The following is a simple and beautiful proof, shown to me to my great delight while I was in high school, that the {n}-ball of radius {r} has {n}-volume

\displaystyle  \frac{\pi^{n/2} r^n}{\Gamma(\frac{n}{2}+1)}

Although I expect most readers will know it, I believe that everybody should see it. I don’t know the history of it, and would be interested in learning.

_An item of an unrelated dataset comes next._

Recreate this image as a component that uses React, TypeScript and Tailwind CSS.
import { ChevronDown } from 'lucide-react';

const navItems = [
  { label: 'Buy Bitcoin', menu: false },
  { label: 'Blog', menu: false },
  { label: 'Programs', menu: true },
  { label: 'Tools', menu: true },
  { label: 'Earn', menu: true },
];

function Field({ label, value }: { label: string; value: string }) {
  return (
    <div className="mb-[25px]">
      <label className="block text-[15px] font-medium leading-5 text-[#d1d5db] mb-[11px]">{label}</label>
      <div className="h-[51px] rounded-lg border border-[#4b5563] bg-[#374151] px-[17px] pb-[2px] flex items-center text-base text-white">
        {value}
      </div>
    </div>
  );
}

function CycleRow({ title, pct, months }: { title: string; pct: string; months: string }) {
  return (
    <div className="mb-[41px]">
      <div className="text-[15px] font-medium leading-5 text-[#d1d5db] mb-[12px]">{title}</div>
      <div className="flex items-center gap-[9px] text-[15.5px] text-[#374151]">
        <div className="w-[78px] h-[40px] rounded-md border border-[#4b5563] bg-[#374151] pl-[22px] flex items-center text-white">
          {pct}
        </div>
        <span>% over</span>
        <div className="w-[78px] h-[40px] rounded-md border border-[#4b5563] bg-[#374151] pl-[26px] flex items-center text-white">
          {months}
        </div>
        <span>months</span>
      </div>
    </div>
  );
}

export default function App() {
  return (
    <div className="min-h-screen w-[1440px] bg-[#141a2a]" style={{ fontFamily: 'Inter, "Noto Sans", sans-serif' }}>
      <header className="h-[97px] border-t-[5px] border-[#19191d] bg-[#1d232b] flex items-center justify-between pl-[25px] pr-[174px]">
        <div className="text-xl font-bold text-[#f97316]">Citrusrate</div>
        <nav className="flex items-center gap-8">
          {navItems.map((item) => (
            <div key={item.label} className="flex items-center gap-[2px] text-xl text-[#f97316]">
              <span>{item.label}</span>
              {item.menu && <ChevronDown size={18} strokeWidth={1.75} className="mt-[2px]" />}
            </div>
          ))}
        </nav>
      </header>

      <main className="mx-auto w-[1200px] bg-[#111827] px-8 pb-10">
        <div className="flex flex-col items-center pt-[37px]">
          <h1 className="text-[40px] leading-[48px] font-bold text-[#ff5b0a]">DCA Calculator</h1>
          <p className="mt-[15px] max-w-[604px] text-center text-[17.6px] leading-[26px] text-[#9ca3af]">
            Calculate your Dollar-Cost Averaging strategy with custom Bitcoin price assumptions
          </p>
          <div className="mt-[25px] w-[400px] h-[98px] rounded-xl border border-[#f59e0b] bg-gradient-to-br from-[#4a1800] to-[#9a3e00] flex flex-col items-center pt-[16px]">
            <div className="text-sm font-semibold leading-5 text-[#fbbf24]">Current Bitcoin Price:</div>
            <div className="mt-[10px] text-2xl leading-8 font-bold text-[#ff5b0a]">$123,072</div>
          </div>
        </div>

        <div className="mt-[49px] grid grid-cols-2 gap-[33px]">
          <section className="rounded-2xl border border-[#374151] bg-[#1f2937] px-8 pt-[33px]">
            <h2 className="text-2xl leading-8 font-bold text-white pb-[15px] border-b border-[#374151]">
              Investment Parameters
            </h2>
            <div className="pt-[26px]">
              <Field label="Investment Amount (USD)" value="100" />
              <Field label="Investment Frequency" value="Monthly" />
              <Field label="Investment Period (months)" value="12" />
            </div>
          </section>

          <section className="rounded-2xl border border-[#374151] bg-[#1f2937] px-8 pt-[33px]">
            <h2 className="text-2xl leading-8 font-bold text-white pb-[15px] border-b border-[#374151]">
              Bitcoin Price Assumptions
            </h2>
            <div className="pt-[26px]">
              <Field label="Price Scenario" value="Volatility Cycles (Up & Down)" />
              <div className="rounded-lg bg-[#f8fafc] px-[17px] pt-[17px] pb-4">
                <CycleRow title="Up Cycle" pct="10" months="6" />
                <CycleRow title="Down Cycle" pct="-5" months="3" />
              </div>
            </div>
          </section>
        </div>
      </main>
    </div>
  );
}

Suppose that the {n}-ball {B^n} of radius {1} has {n}-volume {V_n(1)}. Then, by considering linear transformations, the {n}-ball {rB^n} of radius {r} has {n}-volume {V_n(r) = V_n(1) r^n}. Moreover, differentiating this with respect to {r} should produce the surface {(n-1)}-volume of the {(n-1)}-sphere {S^{n-1} = \partial B^n}: thus we expect {\text{vol}^{(n-1)}(S^{n-1}) = V_n(1) n r^{n-1}}.

Now consider the integral

\displaystyle I = \int_{\mathbf{R}^n} e^{-\pi|x|^2}\,dx.

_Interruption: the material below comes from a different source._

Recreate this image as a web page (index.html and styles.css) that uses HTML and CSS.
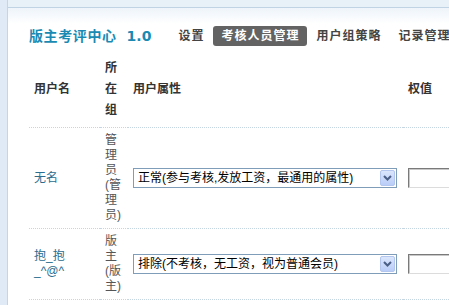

We will compute {I} in two different ways. On the one hand,

\displaystyle I = \int_{-\infty}^{+\infty}\cdots\int_{-\infty}^{+\infty} e^{-\pi x_1^2 -\cdots - \pi x_n^2}\,dx_1\cdots dx_n = \left(\int_{-\infty}^{+\infty} e^{-\pi x^2}\,dx\right)^n = 1.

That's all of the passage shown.